-- START Data excerpt --
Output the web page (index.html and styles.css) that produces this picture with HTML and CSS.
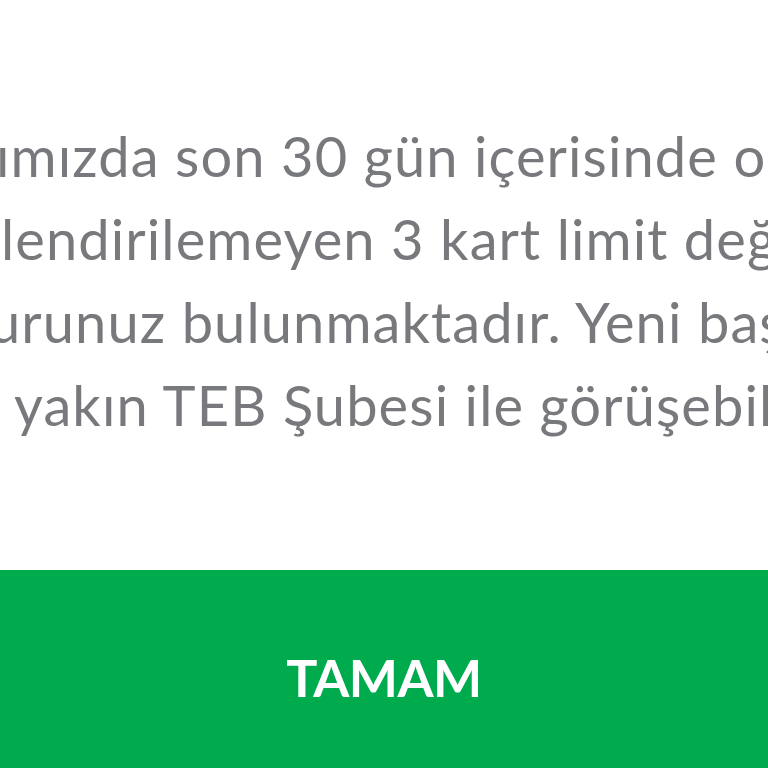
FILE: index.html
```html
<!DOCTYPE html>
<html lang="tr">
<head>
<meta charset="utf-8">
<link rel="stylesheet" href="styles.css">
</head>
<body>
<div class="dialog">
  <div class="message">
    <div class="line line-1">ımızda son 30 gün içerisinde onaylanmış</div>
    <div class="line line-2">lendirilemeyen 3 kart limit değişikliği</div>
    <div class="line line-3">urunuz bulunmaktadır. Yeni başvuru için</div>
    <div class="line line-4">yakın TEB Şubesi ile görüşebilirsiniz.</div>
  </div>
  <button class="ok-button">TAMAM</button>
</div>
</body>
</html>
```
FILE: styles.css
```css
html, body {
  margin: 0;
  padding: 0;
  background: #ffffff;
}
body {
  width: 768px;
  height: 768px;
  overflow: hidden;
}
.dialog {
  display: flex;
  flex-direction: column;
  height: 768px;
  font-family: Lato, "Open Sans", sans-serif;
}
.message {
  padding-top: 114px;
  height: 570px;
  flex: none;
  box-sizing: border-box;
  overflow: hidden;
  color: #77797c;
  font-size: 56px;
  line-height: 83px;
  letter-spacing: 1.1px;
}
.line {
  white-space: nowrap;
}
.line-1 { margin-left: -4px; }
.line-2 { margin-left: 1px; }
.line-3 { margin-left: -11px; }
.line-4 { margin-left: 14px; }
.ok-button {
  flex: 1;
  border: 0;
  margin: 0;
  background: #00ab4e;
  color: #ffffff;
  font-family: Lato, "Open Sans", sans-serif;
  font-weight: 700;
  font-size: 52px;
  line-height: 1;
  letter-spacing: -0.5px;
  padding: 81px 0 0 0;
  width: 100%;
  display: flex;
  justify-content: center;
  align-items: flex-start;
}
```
-- END Data excerpt --
Write out the full set of lines verbatim, without the pictures.

* [Result below]:
Output the web page (index.html and styles.css) that produces this picture with HTML and CSS.
FILE: index.html
```html
<!DOCTYPE html>
<html lang="tr">
<head>
<meta charset="utf-8">
<link rel="stylesheet" href="styles.css">
</head>
<body>
<div class="dialog">
  <div class="message">
    <div class="line line-1">ımızda son 30 gün içerisinde onaylanmış</div>
    <div class="line line-2">lendirilemeyen 3 kart limit değişikliği</div>
    <div class="line line-3">urunuz bulunmaktadır. Yeni başvuru için</div>
    <div class="line line-4">yakın TEB Şubesi ile görüşebilirsiniz.</div>
  </div>
  <button class="ok-button">TAMAM</button>
</div>
</body>
</html>
```
FILE: styles.css
```css
html, body {
  margin: 0;
  padding: 0;
  background: #ffffff;
}
body {
  width: 768px;
  height: 768px;
  overflow: hidden;
}
.dialog {
  display: flex;
  flex-direction: column;
  height: 768px;
  font-family: Lato, "Open Sans", sans-serif;
}
.message {
  padding-top: 114px;
  height: 570px;
  flex: none;
  box-sizing: border-box;
  overflow: hidden;
  color: #77797c;
  font-size: 56px;
  line-height: 83px;
  letter-spacing: 1.1px;
}
.line {
  white-space: nowrap;
}
.line-1 { margin-left: -4px; }
.line-2 { margin-left: 1px; }
.line-3 { margin-left: -11px; }
.line-4 { margin-left: 14px; }
.ok-button {
  flex: 1;
  border: 0;
  margin: 0;
  background: #00ab4e;
  color: #ffffff;
  font-family: Lato, "Open Sans", sans-serif;
  font-weight: 700;
  font-size: 52px;
  line-height: 1;
  letter-spacing: -0.5px;
  padding: 81px 0 0 0;
  width: 100%;
  display: flex;
  justify-content: center;
  align-items: flex-start;
}
```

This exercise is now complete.